Virtually all of the flavor compounds here are signs of a wine with the air of maturity about it, simple fruit flavors having evolved into more complex and expressive evocations like coffee liqueur and pear financier. In the méthode Champenoise, it is not uncommon to disgorge some wines at one point (that is, to remove the lees after secondary bottle fermentation and put in the dosage and cork) and let others rest a little longer before releasing them. This is especially handy if it seems there will be some wait time between years good enough to be declared millesimes—single-vintage wines.
This wine is more than 10 years old.
Pinot Noir is indeed a permitted grape in the Crémant de Loire AOC, and the Loire is the second-biggest producer of bubbly in France outside Champagne. (The AOC only applies to the Saumur, Anjou and Touraine regions, where the best stuff is made.) However, the grape is not a major player there.
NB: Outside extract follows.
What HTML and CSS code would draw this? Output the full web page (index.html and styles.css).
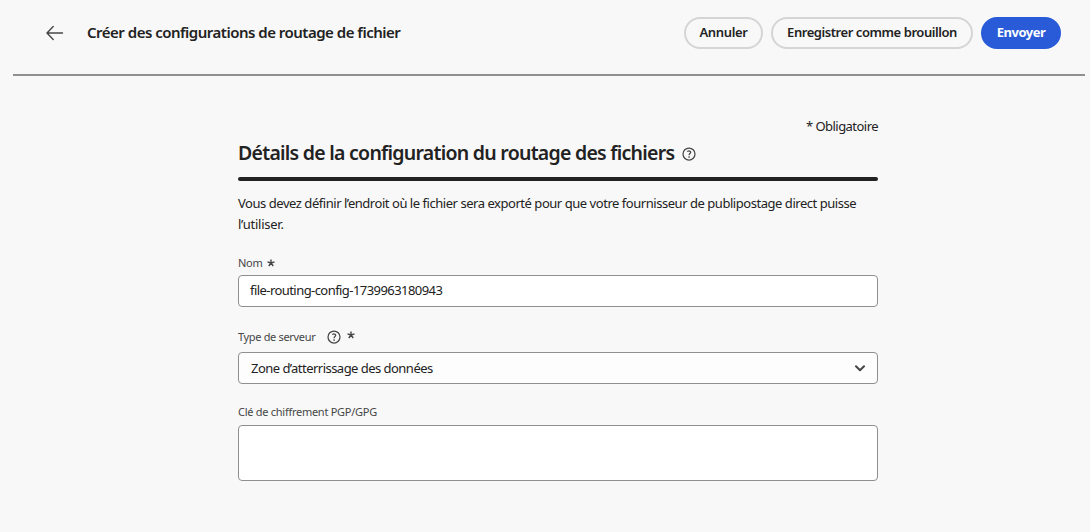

Rather than force a grape that doesn't thrive as well in the area, most winemakers use the same grapes that go into the still wines of the region—Chenin Blanc and Cabernet Franc.
This is Champagne, baby.
In this particular case, the blend is entirely from the grand cru village of Aÿ, in the Vallée de la Marne, Pinot country in the heart of Champagne, though Chardonnay excels here too; hence the happy harmony of blending.
This is the Henri Giraud Brut Champagne Aÿ Fût de Chêne, the tête de cuvee—flagship wine—of the Giraud house, which has significant holdings in Aÿ. It is less common for Champagne makers to source an entire cuvée from one cru; rather, they strive for a blend of the different qualities that various terroirs impart. But Giraud has land in one of the finest spots in Champagne, and this wine is a specific expression of it. Believe it or not, this, the 2000 vintage, is the current release for this wine. As the name "Fût de Chêne" indicates, it spent some time—a year—aging in oak barrels, and it is, in fact, a blend of 70 percent Pinot Noir with 30 percent Chardonnay. This Champagne scored 93 points in Wine Spectator's June 15 issue and will set you back a cool $249. Enjoy it now or cellar through 2022.